Православный священник, подаривший владыке Антонию «Убийство в соборе» как пророчество о том, что с ним произойдет, несомненно, был поражен не только сюжетом, но самим сходством владыки с протагонистом пьесы, святым Фомой Бекетом, архиепископом Кентерберийским. В самом деле, эта близость удивительна: как будто Элиот, изображая английского католического иерарха-мученика XII века, видел перед собой митрополита Су-рожского. Каждый, кто встречал владыку Антония и читал трагедию Элиота, с этим согласится. Прежде всего, они похожи тем, насколько радикально (одно из любимых слов владыки) каждый из них отличается от всех, кто рядом с ними, не только тех, кто с ними враждует, но и тех, кто их почитает и любит.

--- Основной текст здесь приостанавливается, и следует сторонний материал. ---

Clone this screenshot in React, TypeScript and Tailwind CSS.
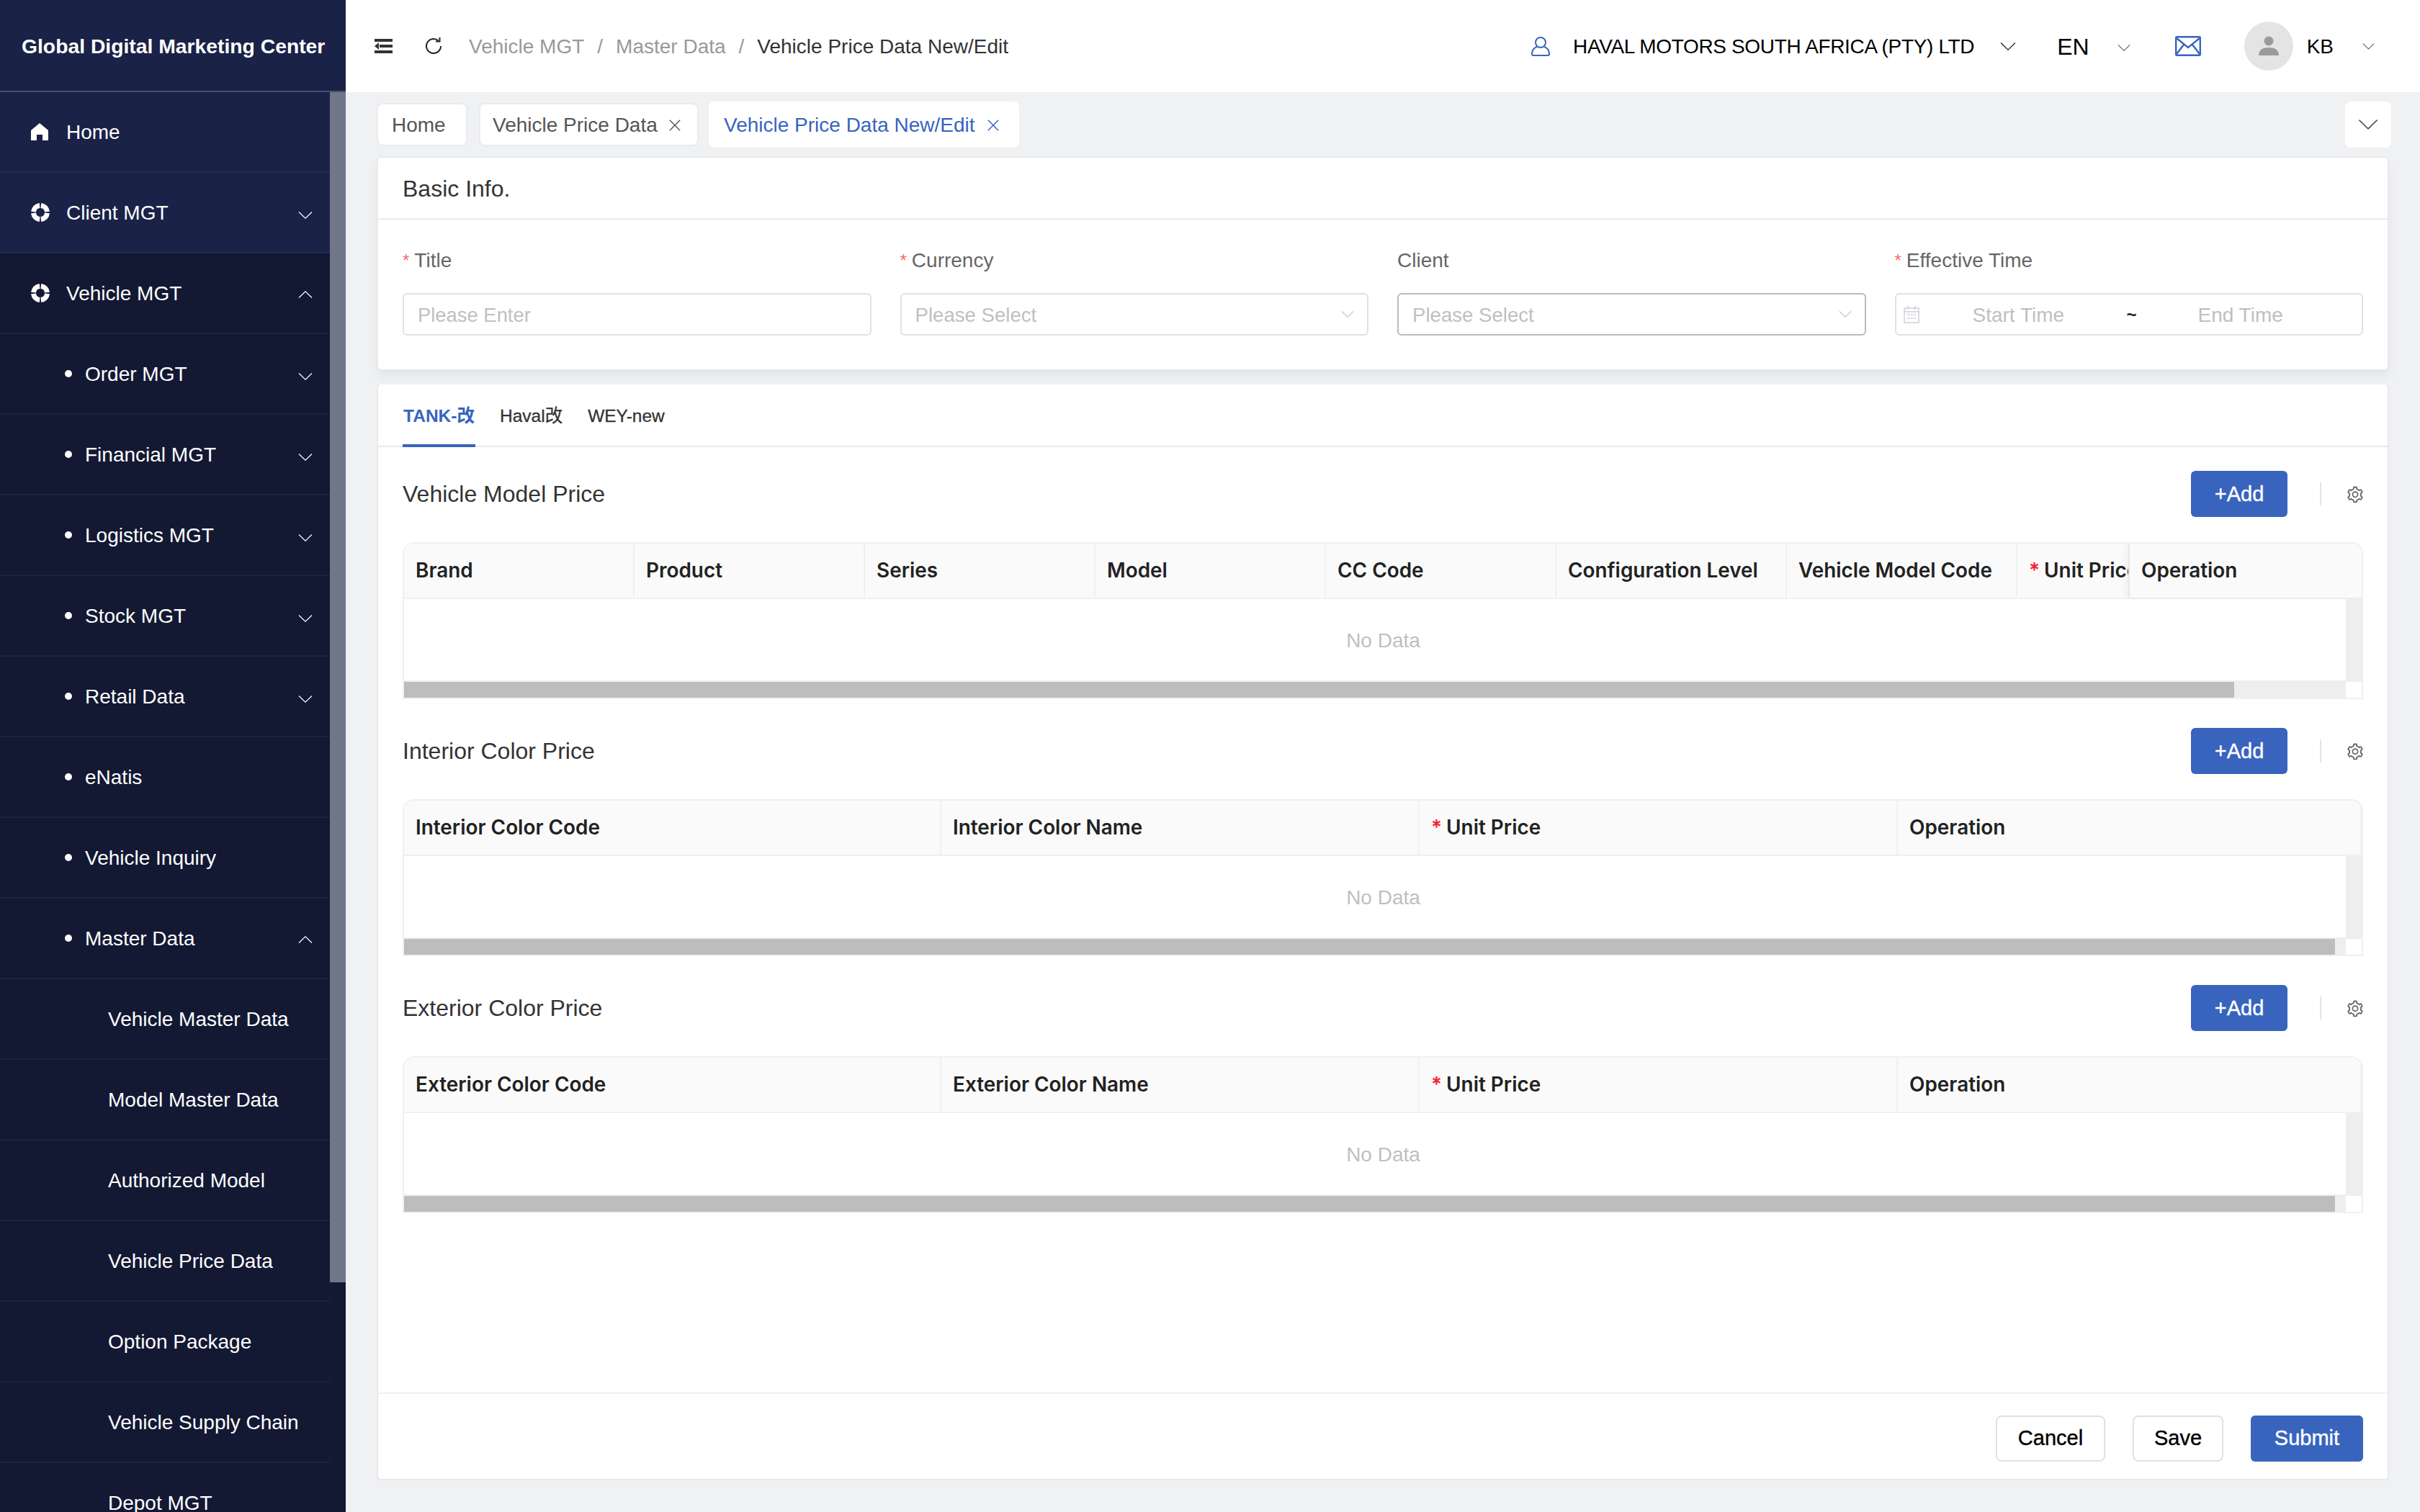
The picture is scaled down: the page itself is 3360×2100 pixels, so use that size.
import React from "react";
import { AiOutlineSetting } from "react-icons/ai";

const font = "font-['Liberation_Sans','Noto_Sans_CJK_SC',sans-serif]";

const Chevron = ({ up, className }: { up?: boolean; className?: string }) => (
  <svg viewBox="0 0 20 10" fill="none" stroke="currentColor" strokeWidth="1.2" className={className}>
    <polyline points={up ? "1,9.5 10,0.8 19,9.5" : "1,0.5 10,9.2 19,0.5"} />
  </svg>
);

const Close = () => (
  <svg viewBox="0 0 20 20" fill="none" stroke="currentColor" strokeWidth="1.6" className="w-[18px] h-[18px]">
    <path d="M2 2 L18 18 M18 2 L2 18" />
  </svg>
);

const HomeIcon = () => (
  <svg viewBox="0 0 24 24" fill="white" className="w-[24px] h-[24px]">
    <path d="M12 0 L24 10 V24 H16 V16 H8 V24 H0 V10 Z" />
  </svg>
);

const AimIcon = () => (
  <svg viewBox="0 0 26 26" fill="none" stroke="white" strokeWidth="7" className="w-[26px] h-[26px]">
    <circle cx="13" cy="13" r="9.5" pathLength={100} strokeDasharray="22 3" strokeDashoffset={-1.5} />
  </svg>
);

type MenuItem = { label: string; level: 1 | 2 | 3; icon?: "home" | "aim"; arrow?: "up" | "down"; light?: boolean };

const menu: MenuItem[] = [
  { label: "Home", level: 1, icon: "home", light: true },
  { label: "Client MGT", level: 1, icon: "aim", arrow: "down", light: true },
  { label: "Vehicle MGT", level: 1, icon: "aim", arrow: "up" },
  { label: "Order MGT", level: 2, arrow: "down" },
  { label: "Financial MGT", level: 2, arrow: "down" },
  { label: "Logistics MGT", level: 2, arrow: "down" },
  { label: "Stock MGT", level: 2, arrow: "down" },
  { label: "Retail Data", level: 2, arrow: "down" },
  { label: "eNatis", level: 2 },
  { label: "Vehicle Inquiry", level: 2 },
  { label: "Master Data", level: 2, arrow: "up" },
  { label: "Vehicle Master Data", level: 3 },
  { label: "Model Master Data", level: 3 },
  { label: "Authorized Model", level: 3 },
  { label: "Vehicle Price Data", level: 3 },
  { label: "Option Package", level: 3 },
  { label: "Vehicle Supply Chain", level: 3 },
  { label: "Depot MGT", level: 3 },
];

const Sidebar = () => (
  <aside className="w-[480px] h-[2100px] shrink-0 bg-[#131933] flex flex-col overflow-hidden text-white">
    <div className="h-[128px] shrink-0 bg-[#1a2247] border-b-2 border-[#4a5070] flex items-center pl-[30px] pt-[2px]">
      <span className="text-[28.3px] font-bold whitespace-nowrap">Global Digital Marketing Center</span>
    </div>
    <div className="flex flex-1 min-h-0">
      <nav className="flex-1 min-w-0">
        {menu.map((m) => (
          <div
            key={m.label}
            className={
              "h-[112px] flex items-center border-b-2 pr-[24px] text-[28px] " +
              (m.light ? "bg-[#1a2247] border-[#232b50]" : "border-[#1c2340]")
            }
          >
            {m.level === 1 && (
              <>
                <span className="w-[92px] pl-[43px] flex shrink-0">
                  {m.icon === "home" ? <HomeIcon /> : <AimIcon />}
                </span>
              </>
            )}
            {m.level === 2 && (
              <span className="w-[118px] pl-[90px] flex shrink-0">
                <span className="w-[10px] h-[10px] rounded-full bg-white" />
              </span>
            )}
            {m.level === 3 && <span className="w-[150px] shrink-0" />}
            <span className="flex-1 whitespace-nowrap pt-[2px]">{m.label}</span>
            {m.arrow && (
              <Chevron
                up={m.arrow === "up"}
                className={"w-[20px] h-[10px] text-white " + (m.arrow === "up" ? "mt-[4px]" : "mt-[8px]")}
              />
            )}
          </div>
        ))}
      </nav>
      <div className="w-[22px] shrink-0">
        <div className="h-[1653px] bg-[#72768a]" />
      </div>
    </div>
  </aside>
);

const TopBar = () => (
  <header className="h-[128px] shrink-0 bg-white flex items-center text-[28px]">
    <div className="ml-[40px] w-[25px] h-[20px] flex flex-col justify-between items-end relative">
      <span className="w-full h-[4px] bg-[#333]" />
      <span className="w-[18px] h-[4px] bg-[#333]" />
      <span className="w-full h-[4px] bg-[#333]" />
      <span className="absolute left-0 top-[5px] w-0 h-0 border-y-[5px] border-y-transparent border-r-[6px] border-r-[#333]" />
    </div>
    <svg viewBox="0 0 26 26" fill="none" stroke="#222" strokeWidth="2" className="ml-[44px] w-[26px] h-[26px]">
      <path d="M23 13 A10 10 0 1 1 19.5 5.4" />
      <path d="M21.5 1 V6.5 H16" />
    </svg>
    <nav className="ml-[36px] pt-[2px] flex items-center whitespace-nowrap text-[#999]">
      <span>Vehicle MGT</span>
      <span className="mx-[18px]">/</span>
      <span>Master Data</span>
      <span className="mx-[18px]">/</span>
      <span className="text-[#333]">Vehicle Price Data New/Edit</span>
    </nav>
    <div className="flex-1" />
    <svg viewBox="0 0 28 28" fill="none" stroke="#3864bd" strokeWidth="2" className="w-[28px] h-[28px]">
      <circle cx="14" cy="9" r="7" />
      <path d="M9 15 C3 17 2 21 2 25 C2 26 3 27 4 27 H24 C25 27 26 26 26 25 C26 21 25 17 19 15" />
    </svg>
    <span className="ml-[31px] pt-[2px] text-black whitespace-nowrap tracking-[-0.35px]">HAVAL MOTORS SOUTH AFRICA (PTY) LTD</span>
    <Chevron className="ml-[36px] w-[22px] h-[11px] text-[#222]" />
    <span className="ml-[57px] pt-[2px] text-[32px] text-black">EN</span>
    <Chevron className="ml-[39px] w-[18px] h-[9px] mt-[4px] text-[#555]" />
    <svg viewBox="0 0 36 28" fill="none" stroke="#3864bd" strokeWidth="2.4" className="ml-[62px] w-[36px] h-[28px]">
      <rect x="1.2" y="1.2" width="33.6" height="25.6" rx="1" />
      <path d="M2 3 L18 16 L34 3 M2 25 L12 12 M34 25 L24 12" />
    </svg>
    <div className="ml-[60px] w-[68px] h-[68px] rounded-full bg-[#e4e4e4] flex items-center justify-center">
      <svg viewBox="0 0 28 28" fill="#9a9a9a" className="w-[28px] h-[28px]">
        <circle cx="14" cy="7" r="6.5" />
        <path d="M0 27 C0 19 6 16 14 16 C22 16 28 19 28 27 Z" />
      </svg>
    </div>
    <span className="ml-[19px] pt-[2px] text-black">KB</span>
    <Chevron className="ml-[40px] mr-[63px] w-[17px] h-[9px] text-[#555]" />
  </header>
);

const TabBar = () => (
  <div className="h-[89px] shrink-0 pl-[43px] pr-[40px] flex items-center text-[28px] text-[#555]">
    <div className="h-[60px] w-[126px] bg-white border-2 border-[#eaebef] rounded-[8px] flex items-center pl-[19px] pt-[2px]">Home</div>
    <div className="ml-[16px] h-[60px] w-[305px] bg-white border-2 border-[#eaebef] rounded-[8px] flex items-center justify-between pl-[17px] pr-[22px] pt-[2px]">
      <span className="whitespace-nowrap">Vehicle Price Data</span>
      <Close />
    </div>
    <div className="ml-[14px] h-[64px] w-[431px] bg-white rounded-[8px] flex items-center justify-between pl-[21px] pr-[27px] pt-[2px] text-[#3864bd]">
      <span className="whitespace-nowrap">Vehicle Price Data New/Edit</span>
      <Close />
    </div>
    <div className="flex-1" />
    <div className="h-[64px] w-[64px] bg-white rounded-[8px] flex items-center justify-center text-[#555]">
      <Chevron className="w-[28px] h-[14px]" />
    </div>
  </div>
);

const Label = ({ text, required }: { text: string; required?: boolean }) => (
  <div className="h-[40px] flex items-center text-[28px] text-[#666] whitespace-nowrap">
    {required && <span className="text-[#f56c6c] mr-[7px] text-[24px]">*</span>}
    {text}
  </div>
);

const SelectBox = ({ dark }: { dark?: boolean }) => (
  <div
    className={
      "mt-[25px] h-[59px] rounded-[6px] border-2 flex items-center justify-between pl-[19px] pr-[18px] text-[27.6px] text-[#bfbfbf] " +
      (dark ? "border-[#bbbbbb]" : "border-[#e0e1e6]")
    }
  >
    <span className="pt-[2px]">Please Select</span>
    <Chevron className="w-[18px] h-[9px] text-[#bbb]" />
  </div>
);

const BasicInfo = () => (
  <section className="mx-[43px] h-[296px] shrink-0 w-[2794px] bg-white border-2 border-[#e8e9ee] border-b-0 rounded-[6px] shadow-[0_10px_14px_rgba(0,0,0,0.05)]">
    <div className="h-[86px] border-b-2 border-[#e8e9ee] flex items-center pl-[34px] pt-[2px] text-[32px] text-[#333]">Basic Info.</div>
    <div className="grid grid-cols-4 gap-x-[40px] pl-[34px] pr-[34px] pt-[37px]">
      <div>
        <Label text="Title" required />
        <div className="mt-[25px] h-[59px] rounded-[6px] border-2 border-[#e0e1e6] flex items-center pl-[19px] pt-[2px] text-[27.4px] text-[#bfbfbf]">Please Enter</div>
      </div>
      <div>
        <Label text="Currency" required />
        <SelectBox />
      </div>
      <div>
        <Label text="Client" />
        <SelectBox dark />
      </div>
      <div>
        <Label text="Effective Time" required />
        <div className="mt-[25px] h-[59px] rounded-[6px] border-2 border-[#e0e1e6] flex items-center pl-[10px] text-[28px] text-[#bfbfbf]">
          <svg viewBox="0 0 22 24" fill="none" stroke="#d0d0d6" strokeWidth="1.5" className="w-[22px] h-[24px]">
            <rect x="1" y="3" width="20" height="20" />
            <path d="M1 8 H21 M6 0 V5 M16 0 V5 M5 12 H9 M10 12 H13 M14 12 H17 M5 17 H9 M10 17 H13 M14 17 H17" />
          </svg>
          <span className="ml-[74px] w-[130px] pt-[2px] whitespace-nowrap">Start Time</span>
          <span className="ml-[84px] w-[99px] text-[#222] text-[24px] font-bold">~</span>
          <span className="pt-[2px] whitespace-nowrap">End Time</span>
        </div>
      </div>
    </div>
  </section>
);

type Col = { title: string; required?: boolean; width: string; fixed?: boolean };

const modelCols: Col[] = [
  { title: "Brand", width: "w-[320px]" },
  { title: "Product", width: "w-[320px]" },
  { title: "Series", width: "w-[320px]" },
  { title: "Model", width: "w-[320px]" },
  { title: "CC Code", width: "w-[320px]" },
  { title: "Configuration Level", width: "w-[320px]" },
  { title: "Vehicle Model Code", width: "w-[320px]" },
  { title: "Unit Price", required: true, width: "w-[156px]" },
  { title: "Operation", width: "flex-1", fixed: true },
];

const colorCols = (kind: string): Col[] => [
  { title: `${kind} Color Code`, width: "w-[746px]" },
  { title: `${kind} Color Name`, width: "w-[664px]" },
  { title: "Unit Price", required: true, width: "w-[664px]" },
  { title: "Operation", width: "flex-1" },
];

const PriceTable = ({ cols, thumb }: { cols: Col[]; thumb: string }) => (
  <div className="mt-[35px] h-[218px] border-2 border-[#f0f0f0] rounded-t-[16px] overflow-hidden flex flex-col">
    <div className="h-[77px] shrink-0 bg-[#fafafa] border-b-2 border-[#f0f0f0] flex">
      {cols.map((c) => (
        <div
          key={c.title}
          className={
            c.width +
            " shrink-0 overflow-hidden whitespace-nowrap flex items-center pl-[16px] pt-[1px] text-[27.9px] font-['Inter',sans-serif] font-semibold text-[#222] " +
            (c.fixed ? "shadow-[-6px_0_6px_rgba(0,0,0,0.04)]" : "border-r-2 border-[#f0f0f0]")
          }
        >
          {c.required && <span className="text-[#f5222d] mr-[6px]">*</span>}
          {c.title}
        </div>
      ))}
    </div>
    <div className="h-[113px] shrink-0 flex">
      <div className="flex-1 flex items-center justify-center pl-[23px] pt-[2px] text-[28px] text-[#bfbfbf]">No Data</div>
      <div className="w-[22px] bg-[#eeeeee]" />
    </div>
    <div className="h-[24px] shrink-0 border-t-2 border-[#eeeeee] flex bg-[#eeeeee]">
      <div className="flex-1 min-w-0">
        <div className={thumb + " h-[22px] bg-[#bdbdbd]"} />
      </div>
      <div className="w-[22px] bg-white" />
    </div>
  </div>
);

const PriceSection = ({ title, cols, thumb }: { title: string; cols: Col[]; thumb: string }) => (
  <div className="mb-[40px]">
    <div className="h-[64px] flex items-center">
      <span className="flex-1 text-[32px] text-[#333]">{title}</span>
      <button className="h-[64px] w-[134px] pt-[1px] rounded-[6px] bg-[#3864bd] text-white text-[29px] [-webkit-text-stroke:0.4px]">+Add</button>
      <span className="ml-[45px] w-[2px] h-[32px] bg-[#e4e4e4]" />
      <AiOutlineSetting className="ml-[34px] -mr-[2px] mt-[2px] w-[26px] h-[26px] text-[#666]" />
    </div>
    <PriceTable cols={cols} thumb={thumb} />
  </div>
);

const Editor = () => (
  <section className="mx-[43px] mt-[21px] w-[2794px] h-[1522px] shrink-0 bg-white border-2 border-t-0 border-[#e8e9ee] rounded-[6px] flex flex-col">
    <div className="h-[87px] shrink-0 border-b-2 border-[#e8e9ee] flex items-end pl-[34px] text-[24.5px] text-[#333] [-webkit-text-stroke:0.3px]">
      <div className="h-[87px] w-[101px] pt-[6px] flex items-center justify-center border-b-4 border-[#3864bd] text-[#3864bd] font-bold -mb-[2px] whitespace-nowrap [-webkit-text-stroke:0]">TANK-改</div>
      <div className="h-[87px] ml-[34px] pt-[6px] flex items-center whitespace-nowrap">Haval改</div>
      <div className="h-[87px] ml-[35px] pt-[6px] flex items-center whitespace-nowrap">WEY-new</div>
    </div>
    <div className="flex-1 pl-[34px] pr-[34px] pt-[33px]">
      <PriceSection title="Vehicle Model Price" cols={modelCols} thumb="w-[2541px]" />
      <PriceSection title="Interior Color Price" cols={colorCols("Interior")} thumb="w-[2681px]" />
      <PriceSection title="Exterior Color Price" cols={colorCols("Exterior")} thumb="w-[2681px]" />
    </div>
    <div className="h-[120px] shrink-0 border-t-2 border-[#f0f0f0] flex items-center justify-end gap-x-[38px] pr-[34px] pt-[6px] text-[29px] [-webkit-text-stroke:0.4px]">
      <button className="h-[64px] w-[152px] rounded-[8px] border-2 border-[#e0e1e6] text-black">Cancel</button>
      <button className="h-[64px] w-[126px] rounded-[8px] border-2 border-[#e0e1e6] text-black">Save</button>
      <button className="h-[64px] w-[156px] rounded-[6px] bg-[#3864bd] text-white">Submit</button>
    </div>
  </section>
);

export default function App() {
  return (
    <div className={font + " w-[3360px] h-[2100px] flex overflow-hidden bg-[#f0f1f3]"}>
      <Sidebar />
      <main className="flex-1 min-w-0 flex flex-col">
        <TopBar />
        <TabBar />
        <BasicInfo />
        <Editor />
      </main>
    </div>
  );
}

Архиепископ Фома у Элиота противостоит всем остальным действующим лицам пьесы: не только четырем убийцам, подосланным королем Генрихом II, но и четырем священникам, служащим с ним, и хору своих прихожан. Его радикальное отличие от всех них в одном: Фома не может не идти до конца, подчиняясь единственному императиву правды перед Богом. Остальные не знают абсолютной силы этого императива. Они хотят и требуют от своего архиепископа другого: пожалеть себя и их, не доводить дела до крайности. Они полагают, что компромисс в порядке вещей, что мир таков и другого нам не дано: иначе не проживешь. «Все-таки мы жили!» поет хор паствы, упрашивая своего епископа удалиться во Францию, откуда он прибыл к неминуемой развязке. Конфликт состоит в том, что Фома не признает за королем права на власть в церкви и (сам бывший придворный) знает, чем такое сопротивление кончается. Последнее из четырех искушений, которые он преодолевает, мечта о мученичестве, желание мученичества по собственной воле. Фома принимает мученическую смерть не от язычников или безбожников: его убивают в христианской стране люди, которые несомненно считают себя христианами. Убийство происходит в соборе и вписано в структуру литургии.